Menkumham Jawab Kekhawatiran soal Pidana Mati di KUHP Baru
Menkumham mengatakan seorang terpidana hukuman mati menunggu selama 10 tahun apakah kelakuannya baik atau tidak.
Penulis: Chaerul Umam
Editor: Hasanudin Aco
Laporan Wartawan Tribunnews.com, Chaerul Umam
TRIBUNNEWS.COM, JAKARTA - Menteri Hukum dan HAM (Menkumham) Yasonna Laoly menjelaskan perihal hukuman atau pidana mati yang tak lagi menjadi pidana pokok dalam Kitab Undang-Undang Hukum Pidana (KUHP) yang baru.
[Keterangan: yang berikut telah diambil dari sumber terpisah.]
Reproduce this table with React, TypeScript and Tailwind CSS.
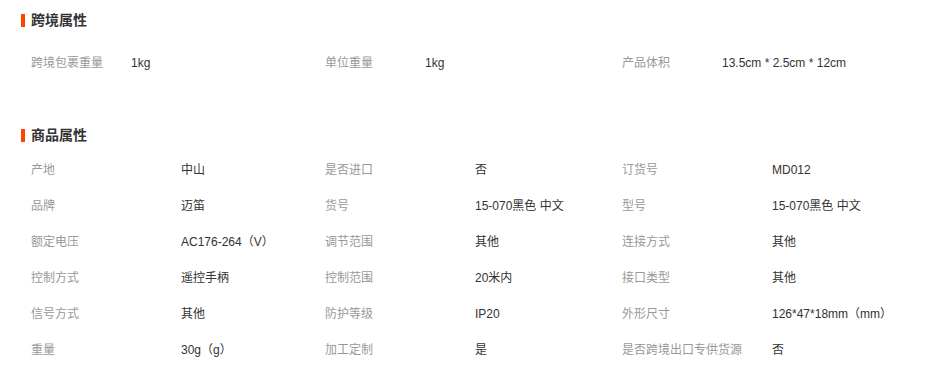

Berdasarkan KUHP yang baru, pidana mati diancamkan secara alternatif.
Bunyi Pasal 98: "Pidana mati diancamkan secara alternatif sebagai upaya terakhir untuk mencegah dilakukannya Tindak Pidana dan mengayomi masyarakat".
Yasonna mengatakan seorang terpidana hukuman mati menunggu selama 10 tahun apakah kelakuannya baik atau tidak.
"Dan itu keputusan Mahkamah Konstitusi. Saat hukuman mati diuji mengatakan bahwa sebaiknya di dalam pelaksanaan hukuman mati atau kalau nanti ada perubahan uu nya, diambil ada masa percobaan. Ada masa percobaan 10 tahun," kata Yasonna di Kompleks Parlemen, Senayan, Jakarta, Senin (12/12/2022).
"Itu kita ambil middle ground. Kalau ditanya mengapa harus ditunggu 10 tahun? Ya memang manusia bisa berubah. Dalam praktik juga sekarang ada yang 15 tahun sekarang belum dieksekusi," lanjutnya.
Baca juga: Pasal Zina di KUHP Baru Tuai Sorotan, Yasonna: Jangan Paksakan Liberalisme Seksual di Bangsa Ini
Lebih lanjut, Yasonna juga menjawab kekhawatiran kepala lapas (kalapas) akan 'bermain' melalui surat kelakuan baik demi mendapat keuntungan, dalam KUHP baru ini.
Yasonna menegaskan bahwa bukan hanya Kalapas yang berperan dalam perubahan putusan hukuman seseorang.
"(Bilang) 'woah ini nanti kalapas yang akan seenak udelnya'. Memangnya membuat proses itu hanya kalapas?" ucapnya.
"Kalau perubahan komutasi hukuman yang berat dari seumur hidup menjadi hukuman penjara itu sampai ke presiden. Bukan seenak udelnya kalapas. Berarti enggak tahu dia proses di dalam. Enggak tahu mekanismenya ngomong aja," pungkas Yasonna.